GBP/USD FOUR-HOUR CHART
Chart prepared by James Stanley; GBPUSD on Tradingview
USD/CAD
While there’s a lot of chop around USD-pairs of late, USD/CAD looks a little noisier to me on a short-term basis.
But, taking a step back and the techs are pretty clear. There’s a bear flag formation that’s built since the May 2021 lows. And for the past three months, buyers have continually been thwarted at or around the 1.3000 psychological level, which is confluent with the 38.2% retracement of the 2020-2021 sell-off.
Given the bullish channel that’s been going for more than a year at this point, near-term biases can remain as bullish. The bigger question is whether buyers can force a break through the 1.3000 zone. And, for bears, that becomes an area of interest for resistance potential to play-in.
USD/CAD WEEKLY CHART
Chart prepared by James Stanley; USDCAD on Tradingview
USD/JPY
I’ve written quite a bit about the Yen of late, largely due to the heavy focus on rate themes which has a relationship with the Yen given the carry trade.
Over the weekend, I talked about the fundamental reason behind all of this focus in the Yen, as well as some possible strategy parameters across USD/JPY, EUR/JPY, GBP/JPY and AUD/JPY.
And yesterday I highlighted both USD/JPY and EUR/JPY as price action setups around rates.
Today – there’s not much new to opine on, as USD/JPY has simply jumped up to resistance and, so far, paused. It looks like the pair is waiting on that next driver.
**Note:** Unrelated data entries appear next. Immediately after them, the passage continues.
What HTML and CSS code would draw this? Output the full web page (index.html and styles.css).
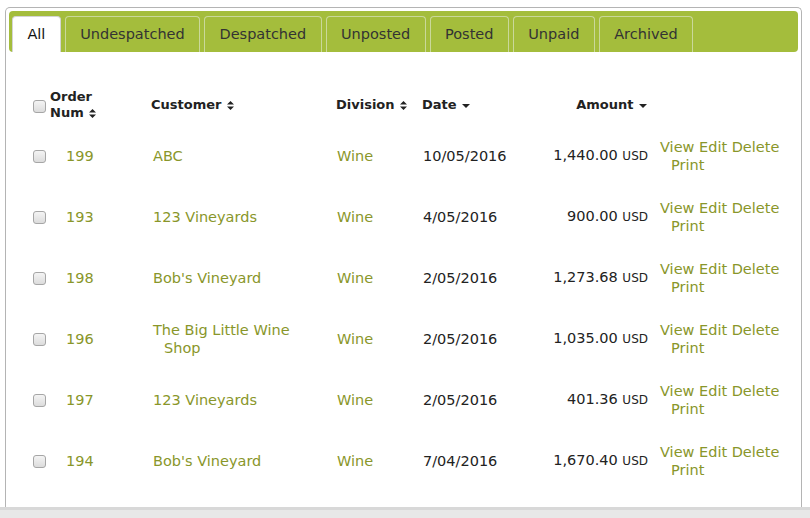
FILE: index.html
```html
<!DOCTYPE html>
<html>
<head>
<meta charset="utf-8">
<link rel="stylesheet" href="styles.css">
</head>
<body>
<div class="page">
  <div class="panel">
    <div class="tabbar">
      <div class="tab active">All</div>
      <div class="tab">Undespatched</div>
      <div class="tab">Despatched</div>
      <div class="tab">Unposted</div>
      <div class="tab">Posted</div>
      <div class="tab">Unpaid</div>
      <div class="tab">Archived</div>
    </div>
    <div class="table">
      <div class="row head">
        <div class="cell chk"><input type="checkbox" class="cb"></div>
        <div class="cell hnum">Order<br>Num <svg class="sort" width="7" height="9" viewBox="0 0 7 9"><path d="M3.5 0 L7 3.6 H0 Z M0 5.4 H7 L3.5 9 Z" fill="#222"/></svg></div>
        <div class="cell">Customer <svg class="sort" width="7" height="9" viewBox="0 0 7 9"><path d="M3.5 0 L7 3.6 H0 Z M0 5.4 H7 L3.5 9 Z" fill="#222"/></svg></div>
        <div class="cell">Division <svg class="sort" width="7" height="9" viewBox="0 0 7 9"><path d="M3.5 0 L7 3.6 H0 Z M0 5.4 H7 L3.5 9 Z" fill="#222"/></svg></div>
        <div class="cell">Date <svg class="caret" width="8" height="4" viewBox="0 0 8 4"><path d="M0 0 H8 L4 4 Z" fill="#222"/></svg></div>
        <div class="cell amt">Amount <svg class="caret" width="8" height="4" viewBox="0 0 8 4"><path d="M0 0 H8 L4 4 Z" fill="#222"/></svg></div>
        <div class="cell"></div>
      </div>

      <div class="row">
        <div class="cell chk"><input type="checkbox" class="cb"></div>
        <div class="cell num link">199</div>
        <div class="cell cust link">ABC</div>
        <div class="cell div link">Wine</div>
        <div class="cell date">10/05/2016</div>
        <div class="cell amt">1,440.00 <span class="cur">USD</span></div>
        <div class="cell acts link">View Edit Delete Print</div>
      </div>
      <div class="row">
        <div class="cell chk"><input type="checkbox" class="cb"></div>
        <div class="cell num link">193</div>
        <div class="cell cust link">123 Vineyards</div>
        <div class="cell div link">Wine</div>
        <div class="cell date">4/05/2016</div>
        <div class="cell amt">900.00 <span class="cur">USD</span></div>
        <div class="cell acts link">View Edit Delete Print</div>
      </div>
      <div class="row">
        <div class="cell chk"><input type="checkbox" class="cb"></div>
        <div class="cell num link">198</div>
        <div class="cell cust link">Bob's Vineyard</div>
        <div class="cell div link">Wine</div>
        <div class="cell date">2/05/2016</div>
        <div class="cell amt">1,273.68 <span class="cur">USD</span></div>
        <div class="cell acts link">View Edit Delete Print</div>
      </div>
      <div class="row">
        <div class="cell chk"><input type="checkbox" class="cb"></div>
        <div class="cell num link">196</div>
        <div class="cell cust link">The Big Little Wine Shop</div>
        <div class="cell div link">Wine</div>
        <div class="cell date">2/05/2016</div>
        <div class="cell amt">1,035.00 <span class="cur">USD</span></div>
        <div class="cell acts link">View Edit Delete Print</div>
      </div>
      <div class="row">
        <div class="cell chk"><input type="checkbox" class="cb"></div>
        <div class="cell num link">197</div>
        <div class="cell cust link">123 Vineyards</div>
        <div class="cell div link">Wine</div>
        <div class="cell date">2/05/2016</div>
        <div class="cell amt">401.36 <span class="cur">USD</span></div>
        <div class="cell acts link">View Edit Delete Print</div>
      </div>
      <div class="row">
        <div class="cell chk"><input type="checkbox" class="cb"></div>
        <div class="cell num link">194</div>
        <div class="cell cust link">Bob's Vineyard</div>
        <div class="cell div link">Wine</div>
        <div class="cell date">7/04/2016</div>
        <div class="cell amt">1,670.40 <span class="cur">USD</span></div>
        <div class="cell acts link">View Edit Delete Print</div>
      </div>
    </div>
  </div>
  <div class="strip"></div>
</div>
</body>
</html>
```

FILE: styles.css
```css
* { box-sizing: border-box; }
html, body { margin: 0; padding: 0; background: #fff; }
body {
  font-family: "DejaVu Sans", Verdana, sans-serif;
  color: #222;
}
.page {
  height: 518px;
  display: flex;
  flex-direction: column;
  overflow: hidden;
  padding-top: 7px;
}
.panel {
  flex: 1;
  margin-left: 5px;
  width: 797px;
  border: 1px solid #b4b4b4;
  border-bottom: none;
  border-radius: 5px 5px 0 0;
  padding: 3px 3px 0 3px;
}
.tabbar {
  height: 41px;
  background: #a4bd3c;
  border-radius: 4px;
  padding: 5px 3px 0 3px;
  display: flex;
  gap: 4px;
  align-items: flex-end;
}
.tab {
  height: 36px;
  padding: 0 14.4px;
  border: 1px solid #cad89a;
  border-bottom: none;
  border-radius: 4px 4px 0 0;
  font-size: 14.5px;
  line-height: 35px;
  color: #333;
  white-space: nowrap;
}
.tab.active {
  background: #fff;
  border-color: #d4d4d4;
  color: #111;
}
.table {
  margin-top: 33px;
  padding-left: 24px;
}
.row {
  display: grid;
  grid-template-columns: 17px 101px 185px 86px 100px 130px 145px;
  height: 61px;
  align-items: center;
  font-size: 14.5px;
  line-height: 18px;
}
.row.head {
  height: 40px;
  font-size: 13px;
  font-weight: bold;
  line-height: 16px;
  color: #222;
}
.row.head .chk { padding-top: 3px; }
.cell { white-space: normal; }
.cb {
  -webkit-appearance: none;
  appearance: none;
  display: block;
  margin: 0;
  width: 13px;
  height: 13px;
  border: 1px solid #a6a6a6;
  border-radius: 3px;
  background: linear-gradient(#f4f4f4, #dcdcdc);
}
.row .chk { padding-top: 2px; }
.link { color: #89962a; }
.num { padding-left: 16px; }
.cust { padding-left: 13px; text-indent: -11px; padding-right: 30px; }
.row:not(.head) .div { padding-left: 1px; }
.date { padding-left: 1px; color: #222; }
.amt { text-align: right; padding-right: 4px; color: #222; white-space: nowrap; }
.row.head .amt { padding-right: 5px; }
.cur { font-size: 12px; }
.acts { padding-left: 19px; text-indent: -11px; padding-right: 8px; }
.sort { vertical-align: -1px; margin-left: 1px; }
.caret { vertical-align: 1px; margin-left: 1px; }
.strip {
  height: 11px;
  flex: none;
  background: #e8e8e8;
  border-top: 3px solid #d8d8d8;
}
```
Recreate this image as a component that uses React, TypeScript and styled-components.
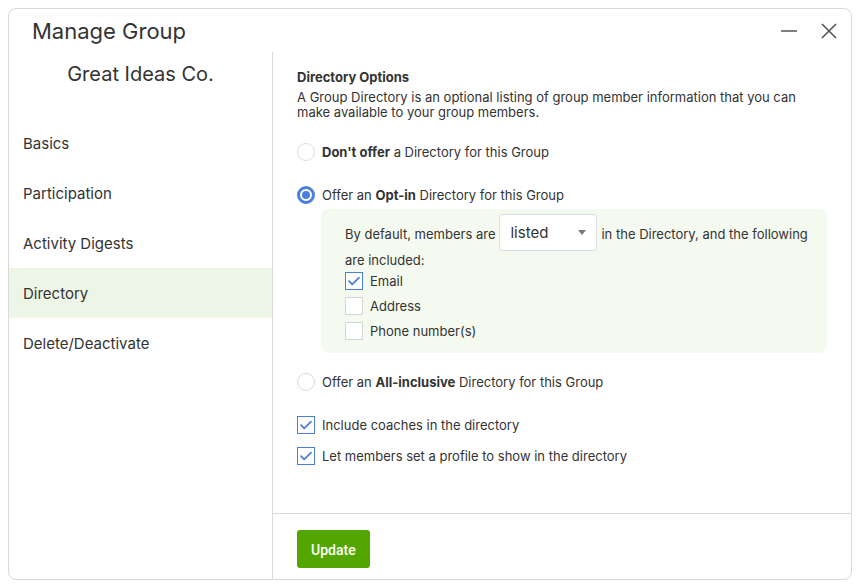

If we end up with higher inflation or hawkish Fed-speak, USD/JPY carries continued bullish potential. On the four-hour chart below, you can see bulls grinding the pair into psychological resistance at 135.00. But, on the other hand, if we end up with some slack in rates with continued pullback, such as we saw after the FOMC rate decision, Yen-strength could re-appear as carry trades unwind. In that event, EUR/JPY may carry some attraction.